The European Institute for International Law and International Relations (EIIR) in French (Institut européen pour le Droit international et les Relations internationales) is an independent policy institute and N.P. organisation based in Paris, France  and Stockholm in Sweden. The Institute represents a center dedicated to studies and research on international law, international relations, strategic topics and social life. The EIIR is a laboratory for strategic studies to combine both legal and strategic studies in the same discussion. The institute provides a forum in Europe, annually hosting events, debates, and negotiations.

Overview
The European Institute for International Law and International Relations (EIIR) is an independent, international not-for-profit think tank dedicated to managing risk and building resilience to promote peace, security, and sustainable development.

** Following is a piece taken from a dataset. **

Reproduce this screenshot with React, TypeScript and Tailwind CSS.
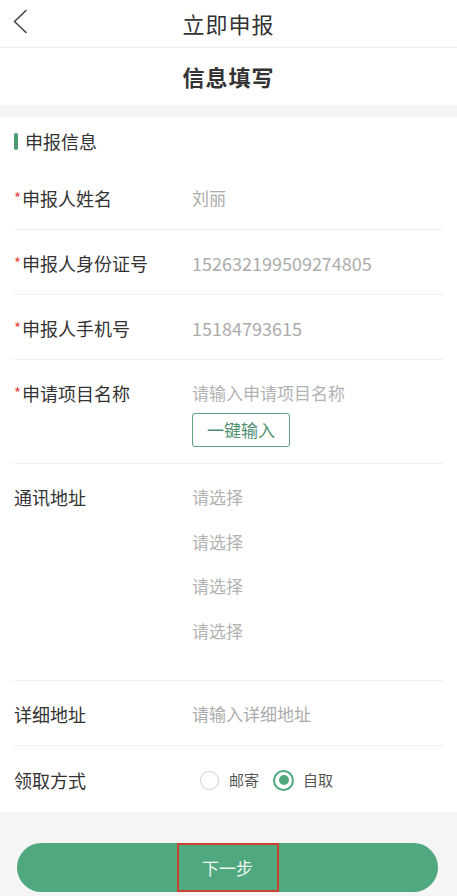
const font = { fontFamily: '"Noto Sans CJK SC", "Noto Sans", sans-serif' };

function Label({ text, required }: { text: string; required?: boolean }) {
  return (
    <div className="w-[178px] shrink-0 self-start flex items-center h-[26px] text-[18px] leading-[26px] text-[#333]">
      {required && <span className="text-[#e5483f] text-[15px] mr-[1px]">*</span>}
      {text}
    </div>
  );
}

function Row({
  label,
  required,
  value,
  numeric,
}: {
  label: string;
  required?: boolean;
  value: string;
  numeric?: boolean;
}) {
  return (
    <div className="flex items-start pt-[20px] h-[65px] border-b border-[#efefef]">
      <Label text={label} required={required} />
      <div className={`${numeric ? "text-[18px]" : "text-[17px]"} leading-[26px] text-[#acacac]`}>{value}</div>
    </div>
  );
}

export default function App() {
  return (
    <div className="w-[457px] h-[896px] bg-[#f5f5f5] flex flex-col" style={font}>
      {/* Header */}
      <div className="relative h-[48px] bg-white border-b border-[#eeeeee] flex items-center justify-center">
        <svg className="absolute left-[12px] top-[9px]" width="16" height="25" viewBox="0 0 16 25" fill="none">
          <path d="M14 1.5 L2.5 12.5 L14 23.5" stroke="#444" strokeWidth="1.6" strokeLinecap="round" strokeLinejoin="round" />
        </svg>
        <span className="text-[22px] text-[#333] tracking-[1px]">立即申报</span>
      </div>

      <div className="h-[57px] bg-white flex items-center justify-center">
        <span className="text-[22px] font-bold text-[#333] tracking-[1px]">信息填写</span>
      </div>

      <div className="h-[12px]" />

      {/* Form card */}
      <div className="bg-white px-[14px] h-[695px]">
        <div className="h-[48px] flex items-center gap-[7px]">
          <div className="w-[4px] h-[17px] rounded-[2px] bg-[#4a9a73]" />
          <span className="text-[18px] text-[#333]">申报信息</span>
        </div>

        <Row label="申报人姓名" required value="刘丽" />
        <Row label="申报人身份证号" required value="152632199509274805" numeric />
        <Row label="申报人手机号" required value="15184793615" numeric />

        <div className="flex h-[104px] pt-[20px] border-b border-[#efefef]">
          <Label text="申请项目名称" required />
          <div className="flex flex-col items-start">
            <div className="text-[17px] leading-[26px] text-[#b3b3b3]">请输入申请项目名称</div>
            <button className="mt-[7px] w-[98px] h-[34px] border border-[#5f9f82] rounded-[3px] text-[17px] text-[#4f8f71] flex items-center justify-center">
              一键输入
            </button>
          </div>
        </div>

        <div className="flex h-[217px] pt-[20px] border-b border-[#efefef]">
          <Label text="通讯地址" />
          <div className="flex flex-col gap-[18.5px]">
            {["请选择", "请选择", "请选择", "请选择"].map((t, i) => (
              <div key={i} className="text-[17px] leading-[26px] text-[#b3b3b3]">
                {t}
              </div>
            ))}
          </div>
        </div>

        <Row label="详细地址" value="请输入详细地址" />

        <div className="flex items-start pt-[21px] h-[66px]">
          <Label text="领取方式" />
          <div className="flex items-center h-[26px] ml-[8px]">
            <div className="w-[19px] h-[19px] rounded-full border border-[#cfcfcf]" />
            <span className="ml-[10px] text-[15px] text-[#555]">邮寄</span>
            <div className="ml-[14px] w-[21px] h-[21px] rounded-full border-[2px] border-[#4fa97e] flex items-center justify-center">
              <div className="w-[10px] h-[10px] rounded-full bg-[#4fa97e]" />
            </div>
            <span className="ml-[9px] text-[15px] text-[#555]">自取</span>
          </div>
        </div>
      </div>

      {/* Bottom button */}
      <div className="px-[17px] pt-[31px]">
        <button className="w-[421px] h-[49px] rounded-full bg-[#50a87e] flex items-center justify-center">
          <span className="w-[102px] h-[49px] border-[2px] border-[#c9452f] flex items-center justify-center text-[17px] text-[#eef7f2]">
            下一步
          </span>
        </button>
      </div>
    </div>
  );
}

The EIIR was founded in 2009 by Mahmoud Refaat in Paris. Since 2013, it has additional offices in Brussels, Belgium and Geneva, Switzerland, serving as a think tank and policy institute. The institute is administrated by members of boards consisting of ex-politicians, ambassadors and professors of political science, international law, international relations, economy, etc.

The main focuses of the EIIR are international law, international relations, human rights, international security, international conflict and military balance

Scope of work
The European Institute for International Law and International Relations (EIIR) is dedicated to managing risk and building resilience in support of initiatives designed to promote peace, security, and sustainable development through a mix of policy research, strategic analysis, publishing, and convening. With staff from more than twenty countries and a broad range of academic fields, EIIR has offices facing European Union headquarters in Brussels and others in Paris and Geneva.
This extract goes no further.